Most Florida couples who get a divorce do so before Social Security pays out. However, your ex-spouse can claim your Social Security retirement benefits and vice versa, depending on how long you were married and if they have their own benefits.
How does Social Security pay out after a divorce?
Most of the time, spouses are entitled to the other’s Social Security benefits – especially if they don’t have their own account to turn to. After a divorce, a former spouse may claim Social Security benefits based on the other party’s earnings history under a few conditions:
- They haven’t remarried
- They were married to you for at least 10 years
- Two years have passed since the divorce was finalized.
Former spouses can qualify for up to 50% of the benefit once both parties are eligible to start collecting. The idea is that the former spouse was supporting you during that work time, so they’re eligible.

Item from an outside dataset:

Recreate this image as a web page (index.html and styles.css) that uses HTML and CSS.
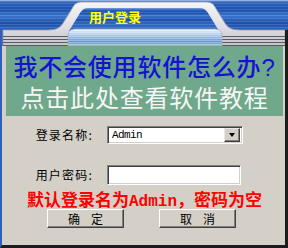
FILE: index.html
```html
<!DOCTYPE html>
<html lang="zh">
<head>
<meta charset="utf-8">
<title>用户登录</title>
<link rel="stylesheet" href="styles.css">
</head>
<body>
<div class="window">
  <div class="titlebar">
    <svg class="skin" width="288" height="46" viewBox="0 0 288 46">
      <defs>
        <linearGradient id="bg" x1="0" y1="0" x2="0" y2="1">
          <stop offset="0" stop-color="#9ab6e2"/>
          <stop offset="0.05" stop-color="#2c63bf"/>
          <stop offset="0.22" stop-color="#1b50ab"/>
          <stop offset="0.34" stop-color="#3a76cf"/>
          <stop offset="0.5" stop-color="#1c4fa8"/>
          <stop offset="0.68" stop-color="#2d67c2"/>
          <stop offset="1" stop-color="#2d67c2"/>
        </linearGradient>
        <pattern id="lines" width="4" height="3" patternUnits="userSpaceOnUse">
          <rect width="4" height="1" fill="#ffffff" opacity="0.13"/>
        </pattern>
        <linearGradient id="silver" x1="0" y1="0" x2="0" y2="1">
          <stop offset="0" stop-color="#f6f6f8"/>
          <stop offset="0.6" stop-color="#dcdce2"/>
          <stop offset="1" stop-color="#c4c4cc"/>
        </linearGradient>
        <linearGradient id="well" x1="0" y1="0" x2="0" y2="1">
          <stop offset="0" stop-color="#f0f5fc"/>
          <stop offset="0.3" stop-color="#b4cdee"/>
          <stop offset="0.75" stop-color="#6394d6"/>
          <stop offset="1" stop-color="#9dbde8"/>
        </linearGradient>
        <pattern id="welllines" width="4" height="2" patternUnits="userSpaceOnUse">
          <rect width="4" height="1" fill="#ffffff" opacity="0.3"/>
        </pattern>
      </defs>
      <rect width="288" height="46" fill="url(#bg)"/>
      <rect width="288" height="30" fill="url(#lines)"/>
      <path d="M3,30 L48,30 C58,30 61,27 65,20 L73,7 C75,3 78,2 83,2 L205,2 C210,2 213,3 215,7 L223,20 C227,27 230,30 240,30 L285,30 L285,46 L3,46 Z" fill="url(#silver)" stroke="#9a9aa6" stroke-width="0.8"/>
      <path d="M88,8 L200,8 C204,8 206,10 208,13 L219,31 L69,31 L80,13 C82,10 84,8 88,8 Z" fill="url(#bg)"/>
      <path d="M88,8 L200,8 C204,8 206,10 208,13 L219,31 L69,31 L80,13 C82,10 84,8 88,8 Z" fill="url(#lines)"/>
      <g stroke="#5a5a60" stroke-width="1">
        <line x1="3" y1="36.5" x2="285" y2="36.5"/>
        <line x1="3" y1="39.5" x2="285" y2="39.5"/>
        <line x1="3" y1="42.5" x2="285" y2="42.5"/>
        <line x1="3" y1="45.5" x2="285" y2="45.5"/>
      </g>
      <path d="M68,46 L68,36 C68,31 71,29 76,29 L214,29 C219,29 222,31 222,36 L222,46 Z" fill="url(#well)" stroke="#9aa8c0" stroke-width="0.8"/>
      <path d="M68,46 L68,36 C68,31 71,29 76,29 L214,29 C219,29 222,31 222,36 L222,46 Z" fill="url(#welllines)"/>
      <rect x="0" y="30" width="2" height="16" fill="#2d5fbd"/>
      <rect x="285" y="30" width="3" height="16" fill="#1c1c1c"/>
    </svg>
    <span class="title">用户登录</span>
  </div>
  <div class="body">
    <div class="banner">
      <div class="ask">我不会使用软件怎么办?</div>
      <div class="tip">点击此处查看软件教程</div>
    </div>
    <div class="row row-name">
      <span class="label">登录名称:</span>
      <div class="combo">
        <span class="combo-text">Admin</span>
        <span class="combo-btn"><span class="arrow"></span></span>
      </div>
    </div>
    <div class="row row-pass">
      <span class="label">用户密码:</span>
      <div class="field"></div>
    </div>
    <div class="hint">默认登录名为<span class="mono">Admin</span>，密码为空</div>
    <div class="actions">
      <button class="btn"><span>确</span><span>定</span></button>
      <button class="btn btn-cancel"><span>取</span><span>消</span></button>
    </div>
  </div>
</div>
</body>
</html>
```

FILE: styles.css
```css
* {
  box-sizing: border-box;
}

html, body {
  margin: 0;
  padding: 0;
  background: #d4d0c8;
}

.window {
  width: 288px;
  height: 248px;
  overflow: hidden;
  display: flex;
  flex-direction: column;
  font-family: "Noto Sans CJK SC", "Noto Sans", sans-serif;
}

.titlebar {
  position: relative;
  height: 46px;
  flex: none;
}

.skin {
  display: block;
}

.title {
  position: absolute;
  left: 89px;
  top: 9px;
  font-size: 13px;
  line-height: 16px;
  font-weight: bold;
  color: #ffff00;
}

.body {
  flex: 1;
  display: flex;
  flex-direction: column;
  background: #d4d0c8;
  border-left: 2px solid #2d5fbd;
  border-right: 3px solid #1c1c1c;
  border-bottom: 3px solid #1c1c1c;
  padding: 0 2px 0 4px;
}

.banner {
  height: 70px;
  background: #70a88c;
  padding: 6px 0 2px;
  text-align: center;
  font-family: "Liberation Sans", "Noto Sans CJK SC", sans-serif;
  font-size: 24px;
  line-height: 31px;
  letter-spacing: 0.8px;
}

.ask {
  color: #1414d2;
  font-weight: 500;
}

.tip {
  color: #f6f6f6;
}

.row {
  display: flex;
  align-items: center;
}

.row-name {
  margin-top: 10px;
  height: 18px;
}

.row-pass {
  margin-top: 21px;
  height: 20px;
}

.label {
  width: 87px;
  margin-right: 14px;
  text-align: right;
  font-size: 12px;
  line-height: 14px;
  letter-spacing: 1.2px;
  color: #000;
}

.combo {
  width: 136px;
  height: 18px;
  display: flex;
  align-items: center;
  justify-content: space-between;
  background: #fff;
  border-top: 1px solid #808080;
  border-left: 1px solid #808080;
  border-bottom: 1px solid #ffffff;
  border-right: 1px solid #ffffff;
  box-shadow: inset 1px 1px 0 #404040, inset -1px -1px 0 #d4d0c8;
  padding: 2px 2px 2px 4px;
}

.combo-text {
  font-family: "Liberation Mono", monospace;
  font-size: 11px;
  letter-spacing: -0.6px;
  line-height: 12px;
  color: #000;
}

.combo-btn {
  width: 16px;
  height: 14px;
  display: flex;
  align-items: center;
  justify-content: center;
  background: #d4d0c8;
  border-top: 1px solid #e8e8e8;
  border-left: 1px solid #e8e8e8;
  border-bottom: 1px solid #404040;
  border-right: 1px solid #404040;
  box-shadow: inset -1px -1px 0 #808080;
}

.arrow {
  width: 0;
  height: 0;
  border-left: 3.5px solid transparent;
  border-right: 3.5px solid transparent;
  border-top: 4px solid #000;
}

.field {
  width: 134px;
  height: 20px;
  background: #fff;
  border-top: 1px solid #808080;
  border-left: 1px solid #808080;
  border-bottom: 1px solid #ffffff;
  border-right: 1px solid #ffffff;
  box-shadow: inset 1px 1px 0 #404040, inset -1px -1px 0 #d4d0c8;
}

.hint {
  height: 24px;
  padding-top: 4px;
  line-height: 20px;
  text-align: center;
  font-size: 17px;
  font-weight: bold;
  color: #ff0000;
  white-space: nowrap;
}

.mono {
  font-family: "Liberation Mono", monospace;
  font-size: 16px;
  font-weight: bold;
}

.actions {
  display: flex;
  gap: 35px;
  padding-left: 41px;
  height: 19px;
}

.btn {
  width: 77px;
  height: 19px;
  margin: 0;
  padding: 0;
  display: flex;
  align-items: center;
  justify-content: center;
  gap: 11px;
  font-family: "Noto Sans CJK SC", sans-serif;
  font-size: 12px;
  line-height: 14px;
  color: #000;
  background: #d4d0c8;
  border-top: 1px solid #ffffff;
  border-left: 1px solid #ffffff;
  border-bottom: 1px solid #404040;
  border-right: 1px solid #404040;
  box-shadow: inset -1px -1px 0 #808080;
}
```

Does an ex-spouse claiming the benefit reduce the original benefactor?
There’s a common misconception that claiming your former spouse’s Social Security benefit will reduce their checks. This isn’t true. It will have no effect whatsoever on their entitlements.
The person needs to be eligible for payouts from their Social Security account in order for the former spouse to claim the benefit. And again, the former spouse cannot claim their partner’s benefit if they already have one that would pay out higher.
Does Social Security need to be addressed during the divorce?
Since Social Security payouts and benefits are managed entirely by the Social Security Administration, it’s rare that the issue is addressed during divorce proceedings. However, it is something that you should think about.